25 anos depois, continuamos a lutar e a dizer:
Portugal e o Alentejo precisam de uma nova Reforma Agrária,
precisam de uma verdadeira Lei da Reforma Agrária que ponha fim
à estrutura latifundista da terra; que entregue a terra a quem a
trabalha aos trabalhadores, aos agricultores sem ou com
pouca terra e ao sector privado que deseje fazer agricultura.
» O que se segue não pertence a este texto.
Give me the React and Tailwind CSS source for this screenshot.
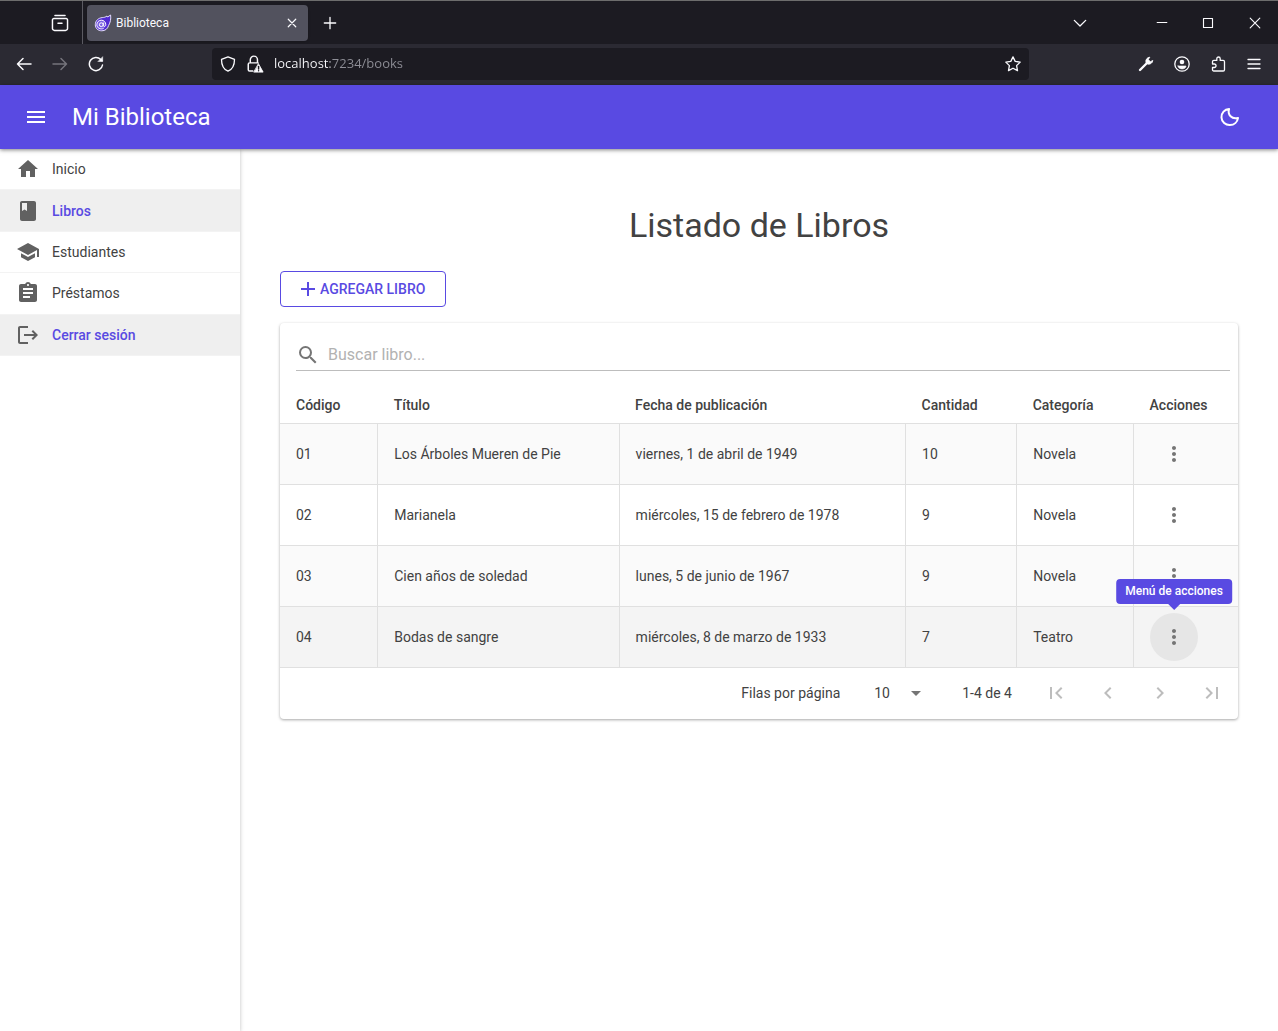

25 anos depois, coloca-se de novo ao povo
português: é necessário unir forças, fazer convergir as
vontades e a luta, não aceitar a política de direita e de
abandono que destrói o Alentejo.
25 anos depois, a luta ensina-nos e confirma uma
grande verdade:
Com a Reforma Agrária, com água, com investimentos produtivos
no desenvolvimento, com emprego estável e com direitos, com o
Poder Local Democrático, com a derrota da política de direita,
criando condições para a formação de um governo democrático,
com uma política de esquerda ao serviço dos trabalhadores e do
povo português, podemos garantir que Portugal e o Alentejo
têm futuro!
* Actual membro da Comissão Central de Controlo do Comité Central do PCP, o camarada António Gervásio foi durante muitos anos e nomeadamente durante aqueles que viram a Reforma Agrária nascer, crescer e defender-se corajosamente membro da Comissão Política do CC, com a responsabilidade da Organização Regional do Alentejo. O artigo que hoje o «Avante!» publica foi a base de uma intervenção do camarada em debates realizados em Espanha, na Casa da Cultura de Badajoz e na Universidade da Estremadura, em Cáceres, em que participou nos dias 7 e 8 deste mês, a convite da Esquerda Unida.